DATASET EXCERPT
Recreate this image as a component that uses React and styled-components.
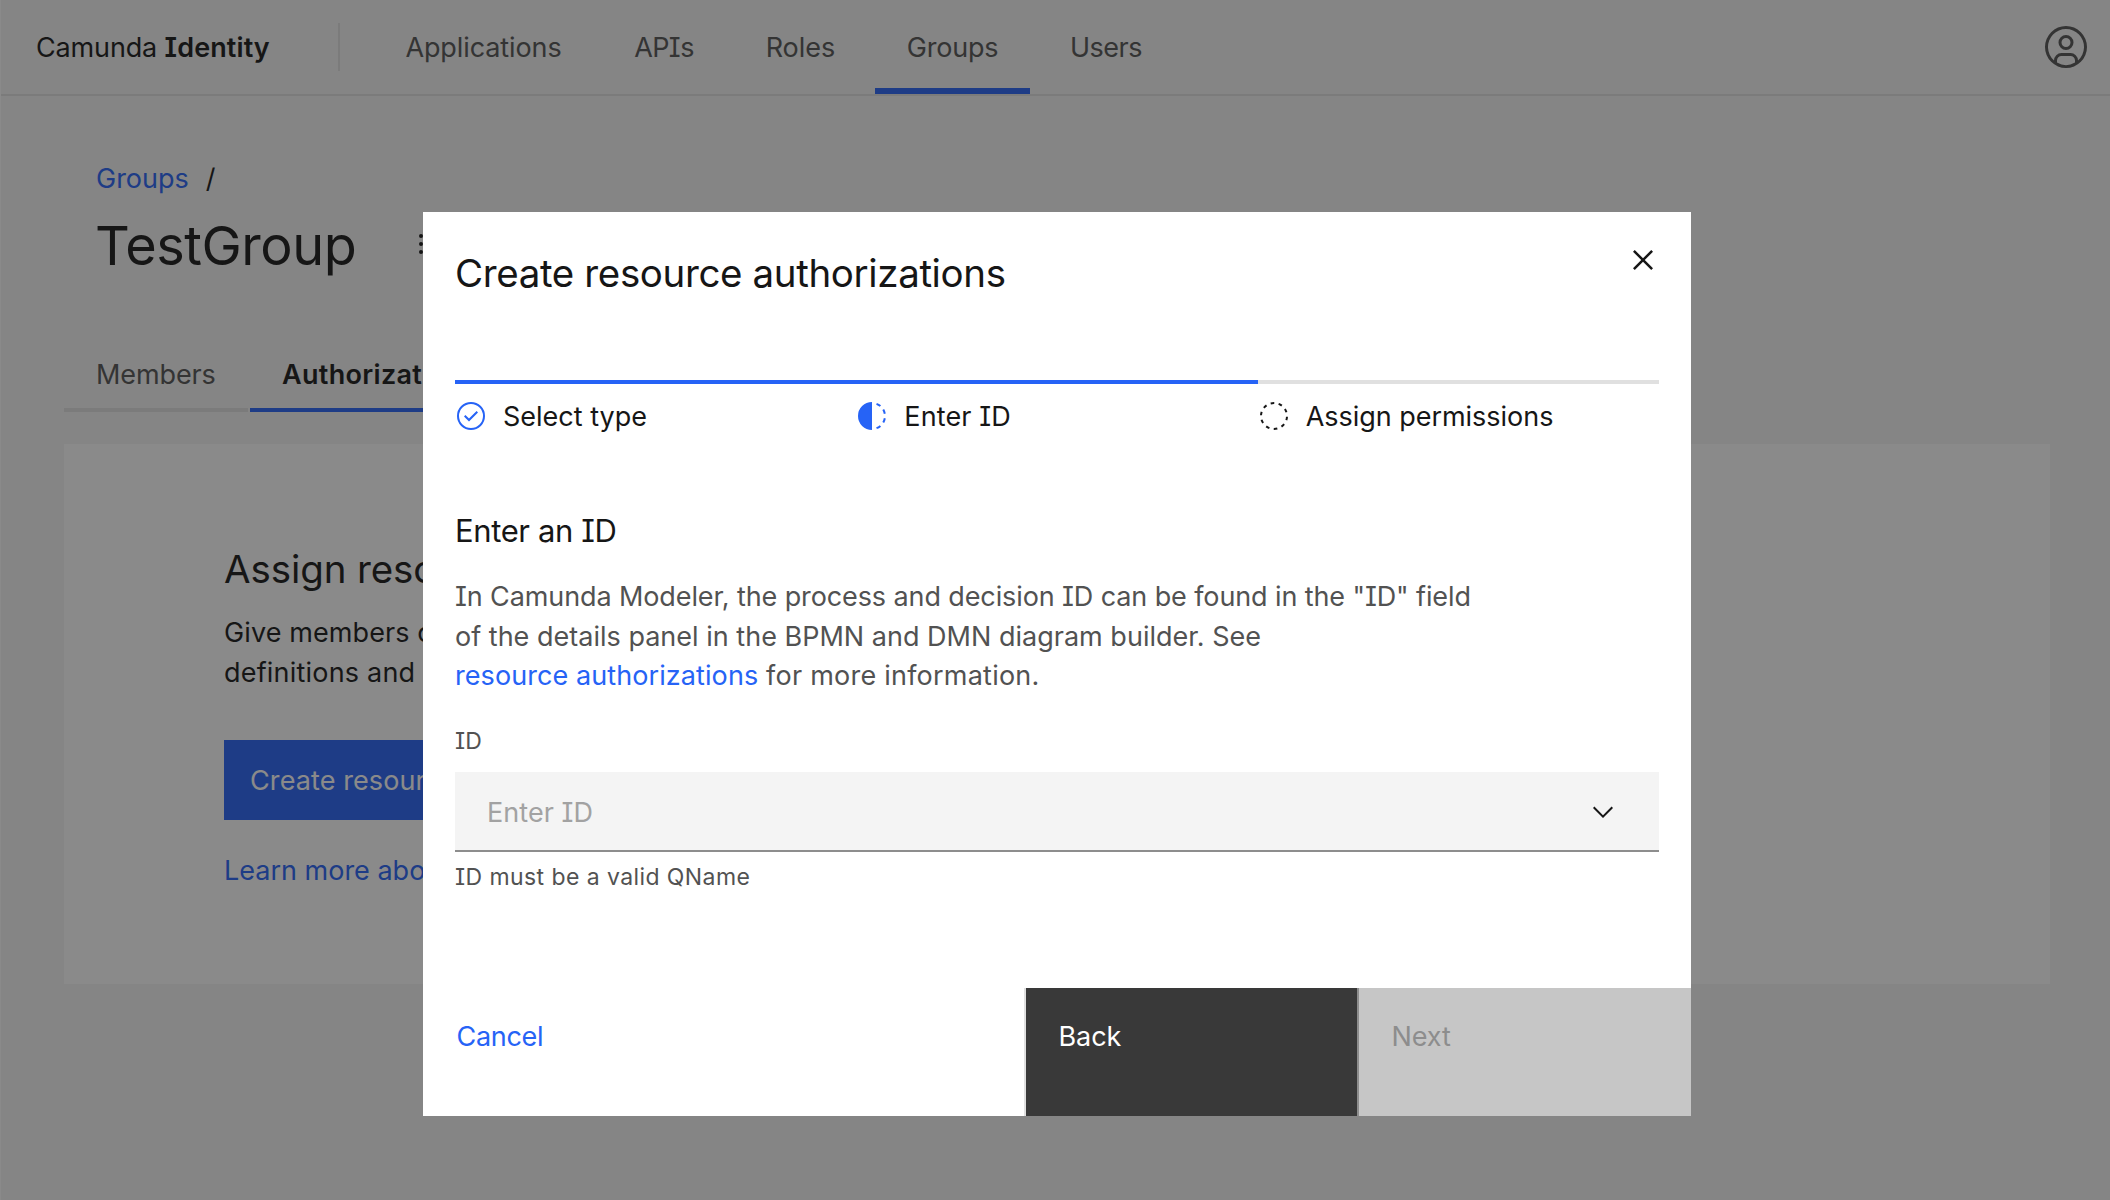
import React from "react";
import styled, { createGlobalStyle, css } from "styled-components";

const c = {
  ink: "#161616",
  muted: "#525252",
  blue: "#2663f6",
  line: "#e0e0e0",
  layer: "#f4f4f4",
  grey: "#8d8d8d",
};

const GlobalStyle = createGlobalStyle`
  * { box-sizing: border-box; }
  body {
    margin: 0;
    background: ${c.layer};
    color: ${c.ink};
    font-family: Inter, "Liberation Sans", sans-serif;
    font-feature-settings: "cv08" 1;
    font-size: 27px;
    line-height: 36px;
    overflow: hidden;
  }
`;

const Text = styled.span`
  letter-spacing: ${(p) => p.$ls || 0}px;
  font-weight: ${(p) => (p.$bold ? 600 : 400)};
  white-space: pre;
`;

const Page = styled.div`
  height: 1200px;
  border-left: 1px solid #fff;
`;

const Header = styled.header`
  height: 96px;
  border-bottom: 2px solid ${c.line};
  display: flex;
  align-items: center;
  padding: 0 20px 0 35px;
`;

const Brand = styled.div`
  width: 302px;
  padding-top: 2px;
  white-space: pre;
`;

const Divider = styled.div`
  width: 2px;
  height: 48px;
  background: ${c.line};
`;

const Nav = styled.nav`
  display: flex;
  align-self: stretch;
  gap: 8px;
  margin-left: 33px;
  flex: 1;
`;

const NavItem = styled.a`
  width: ${(p) => p.$w}px;
  display: flex;
  align-items: center;
  justify-content: center;
  color: ${c.muted};
  border-top: 8px solid transparent;
  border-bottom: 6px solid ${(p) => (p.$active ? c.blue : "transparent")};
`;

const Main = styled.main`
  padding: 65px 60px 0 63px;
`;

const Breadcrumb = styled.div`
  display: flex;
  gap: 17px;
  padding-left: 32px;
`;

const Link = styled.a`
  color: ${c.blue};
`;

const TitleRow = styled.div`
  display: flex;
  align-items: center;
  margin-top: 13px;
  padding: 0 0 0 31px;
`;

const Title = styled.h1`
  margin: 0;
  width: 310px;
  font-size: 54px;
  line-height: 72px;
`;

const Tabs = styled.div`
  display: flex;
  gap: 2px;
  margin-top: 34px;
`;

const Tab = styled.div`
  height: 96px;
  width: ${(p) => p.$w}px;
  padding: 41px 0 0 32px;
  color: ${(p) => (p.$active ? c.ink : c.muted)};
  border-bottom: 4px solid ${(p) => (p.$active ? c.blue : c.line)};
`;

const Panel = styled.section`
  margin-top: 32px;
  height: 540px;
  padding: 97px 0 0 160px;
  background: #fff;
`;

const PanelTitle = styled.h2`
  margin: 0;
  font-size: 38.5px;
  line-height: 56px;
`;

const PanelText = styled.p`
  margin: 16px 0 47px;
  line-height: 40px;
`;

const PrimaryButton = styled.div`
  width: 430px;
  height: 80px;
  padding: 2px 25px 0 26px;
  display: flex;
  align-items: center;
  background: ${c.blue};
  color: #fff;
`;

const PanelLink = styled(Link)`
  display: block;
  margin-top: 31px;
  line-height: 40px;
`;

const Overlay = styled.div`
  position: fixed;
  inset: 0;
  padding: 212px 0 0 423px;
  background: rgba(22, 22, 22, 0.5);
`;

const Modal = styled.div`
  width: 1268px;
  height: 904px;
  display: flex;
  flex-direction: column;
  background: #fff;
`;

const ModalHeader = styled.div`
  height: 168px;
  display: flex;
  justify-content: space-between;
  align-items: flex-start;
  padding: 28px 28px 0 32px;
`;

const ModalTitle = styled.h2`
  margin: 5px 0 0;
  font-size: 38.5px;
  line-height: 56px;
`;

const Steps = styled.div`
  display: grid;
  grid-template-columns: repeat(3, 1fr);
  margin: 0 32px;
`;

const Step = styled.div`
  height: 52px;
  display: flex;
  gap: 16px;
  padding-top: 16px;
  line-height: 34px;
  border-top: 4px solid ${(p) => (p.$done ? c.blue : c.line)};
  color: ${c.ink};
`;

const Body = styled.div`
  padding: 79px 32px 0;
`;

const BodyTitle = styled.h3`
  margin: 0;
  font-size: 31px;
  line-height: 40px;
`;

const BodyText = styled.p`
  margin: 26px 0 29.5px;
  line-height: 39.5px;
  color: ${c.muted};
`;

const Small = styled.div`
  font-size: 23px;
  line-height: 32px;
  color: ${c.muted};
`;

const Field = styled.div`
  display: flex;
  align-items: center;
  justify-content: space-between;
  height: 80px;
  margin: 15px 0 9px;
  padding: 2px 40px 0 32px;
  background: ${c.layer};
  border-bottom: 2px solid ${c.grey};
`;

const Placeholder = styled.div`
  padding-top: 2px;
  color: #a2a2a2;
`;

const Footer = styled.div`
  display: flex;
  height: 128px;
  margin-top: auto;
`;

const variants = {
  ghost: css`
    flex: 1;
    padding-left: 33.5px;
    color: ${c.blue};
  `,
  secondary: css`
    width: 333px;
    background: #393939;
    color: #fff;
    border-left: 2px solid ${c.line};
  `,
  disabled: css`
    width: 334px;
    background: #c6c6c6;
    color: ${c.grey};
    border-left: 2px solid ${c.grey};
  `,
};

const FooterButton = styled.div`
  padding: 31px 0 0 32.5px;
  ${(p) => variants[p.$variant]}
`;

const Icon = styled.svg`
  width: ${(p) => p.$size}px;
  height: ${(p) => p.$size}px;
  flex: none;
  fill: currentColor;
  color: ${(p) => p.$color || c.ink};
`;

const MenuIcon = styled(Icon)`
  margin-bottom: 4px;
`;

const navItems = [
  { label: "Applications", w: 221, ls: -0.1 },
  { label: "APIs", w: 124, ls: -0.6 },
  { label: "Roles", w: 133, ls: 0 },
  { label: "Groups", w: 155, ls: -0.2, active: true },
  { label: "Users", w: 136, ls: -0.5 },
];

export default function App() {
  return (
    <>
      <GlobalStyle />
      <Page>
        <Header>
          <Brand>
            <Text $ls={-0.15}>Camunda </Text>
            <Text $bold $ls={0.1}>Identity</Text>
          </Brand>
          <Divider />
          <Nav>
            {navItems.map((n) => (
              <NavItem key={n.label} $w={n.w} $active={n.active}>
                <Text $ls={n.ls}>{n.label}</Text>
              </NavItem>
            ))}
          </Nav>
          <Icon $size={48} $color={c.muted} viewBox="0 0 32 32">
            <path d="M16 8a5 5 0 1 0 5 5A5 5 0 0 0 16 8Zm0 8a3 3 0 1 1 3-3A3.0034 3.0034 0 0 1 16 16Z" />
            <path d="M16 2A14 14 0 1 0 30 16 14.0158 14.0158 0 0 0 16 2ZM10 26.3765V25a3.0033 3.0033 0 0 1 3-3h6a3.0033 3.0033 0 0 1 3 3v1.3765a11.8989 11.8989 0 0 1-12 0Zm13.9925-1.4507A5.0016 5.0016 0 0 0 19 20H13a5.0016 5.0016 0 0 0-4.9925 4.9258 12 12 0 1 1 15.985 0Z" />
          </Icon>
        </Header>
        <Main>
          <Breadcrumb>
            <Link><Text>Groups</Text></Link>
            <Text>/</Text>
          </Breadcrumb>
          <TitleRow>
            <Title><Text $ls={-0.45}>TestGroup</Text></Title>
            <MenuIcon $size={32} viewBox="0 0 32 32">
              <circle cx="16" cy="8" r="2" />
              <circle cx="16" cy="16" r="2" />
              <circle cx="16" cy="24" r="2" />
            </MenuIcon>
          </TitleRow>
          <Tabs>
            <Tab $w={184}><Text $ls={-0.1}>Members</Text></Tab>
            <Tab $w={260} $active><Text $bold $ls={0.3}>Authorizat</Text></Tab>
          </Tabs>
          <Panel>
            <PanelTitle><Text $ls={-0.1}>Assign reso</Text></PanelTitle>
            <PanelText>
              <Text $ls={0.1}>Give members o</Text>
              <br />
              <Text $ls={0.2}>definitions and</Text>
            </PanelText>
            <PrimaryButton><Text $ls={0.1}>Create resour</Text></PrimaryButton>
            <PanelLink><Text>Learn more abo</Text></PanelLink>
          </Panel>
        </Main>
      </Page>
      <Overlay>
        <Modal>
          <ModalHeader>
            <ModalTitle><Text $ls={-0.37}>Create resource authorizations</Text></ModalTitle>
            <Icon $size={40} viewBox="0 0 32 32">
              <path d="M17.4141 16 24 9.4141 22.5859 8 16 14.5859 9.4143 8 8 9.4141 14.5859 16 8 22.5859 9.4143 24 16 17.4141 22.5859 24 24 22.5859z" />
            </Icon>
          </ModalHeader>
          <Steps>
            <Step $done>
              <Icon $size={32} $color={c.blue} viewBox="0 0 32 32">
                <path d="M14 21.414 9 16.413 10.413 15 14 18.586 21.585 11 23 12.415z" />
                <path d="M16 2a14 14 0 1 0 14 14A14 14 0 0 0 16 2Zm0 26a12 12 0 1 1 12-12 12 12 0 0 1-12 12Z" />
              </Icon>
              <Text>Select type</Text>
            </Step>
            <Step $done>
              <Icon $size={32} $color={c.blue} viewBox="0 0 32 32">
                <path d="M23.7642 6.8593l1.2851-1.5315A13.976 13.976 0 0 0 20.8672 2.887l-.6836 1.8776A11.9729 11.9729 0 0 1 23.7642 6.8593zM27.81 14l1.9677-.4128A13.8888 13.8888 0 0 0 28.14 9.0457L26.4087 10A12.52 12.52 0 0 1 27.81 14zM20.1836 27.2354l.6836 1.8776a13.976 13.976 0 0 0 4.1821-2.4408l-1.2851-1.5315A11.9729 11.9729 0 0 1 20.1836 27.2354zM26.4087 22L28.14 23a14.14 14.14 0 0 0 1.6382-4.5872L27.81 18.0659A12.1519 12.1519 0 0 1 26.4087 22zM16 30V2a14 14 0 0 0 0 28z" />
              </Icon>
              <Text $ls={0.1}>Enter ID</Text>
            </Step>
            <Step>
              <Icon $size={32} viewBox="0 0 32 32">
                <circle
                  cx="16"
                  cy="16"
                  r="13"
                  fill="none"
                  stroke="currentColor"
                  strokeWidth="2"
                  pathLength="360"
                  strokeDasharray="16 20"
                  transform="rotate(3 16 16)"
                />
              </Icon>
              <Text $ls={-0.03}>Assign permissions</Text>
            </Step>
          </Steps>
          <Body>
            <BodyTitle><Text $ls={-0.38}>Enter an ID</Text></BodyTitle>
            <BodyText>
              <Text $ls={-0.11}>{'In Camunda Modeler, the process and decision ID can be found in the "ID" field'}</Text>
              <br />
              <Text $ls={0.01}>of the details panel in the BPMN and DMN diagram builder. See</Text>
              <br />
              <Link><Text $ls={0.08}>resource authorizations</Text></Link>
              <Text $ls={0.23}> for more information.</Text>
            </BodyText>
            <Small><Text>ID</Text></Small>
            <Field>
              <Placeholder><Text $ls={0.05}>Enter ID</Text></Placeholder>
              <Icon $size={32} viewBox="0 0 16 16">
                <path d="M8 11 3 6l.7-.7L8 9.6l4.3-4.3.7.7z" />
              </Icon>
            </Field>
            <Small><Text $ls={0.42}>ID must be a valid QName</Text></Small>
          </Body>
          <Footer>
            <FooterButton $variant="ghost"><Text $ls={-0.3}>Cancel</Text></FooterButton>
            <FooterButton $variant="secondary"><Text $ls={-0.1}>Back</Text></FooterButton>
            <FooterButton $variant="disabled"><Text $ls={-0.1}>Next</Text></FooterButton>
          </Footer>
        </Modal>
      </Overlay>
    </>
  );
}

EXERCISE INSTRUCTIONS
Looking at the listing above, how many of its lines contain the string "components"? Give the number alone.

SOLVED EXERCISE
2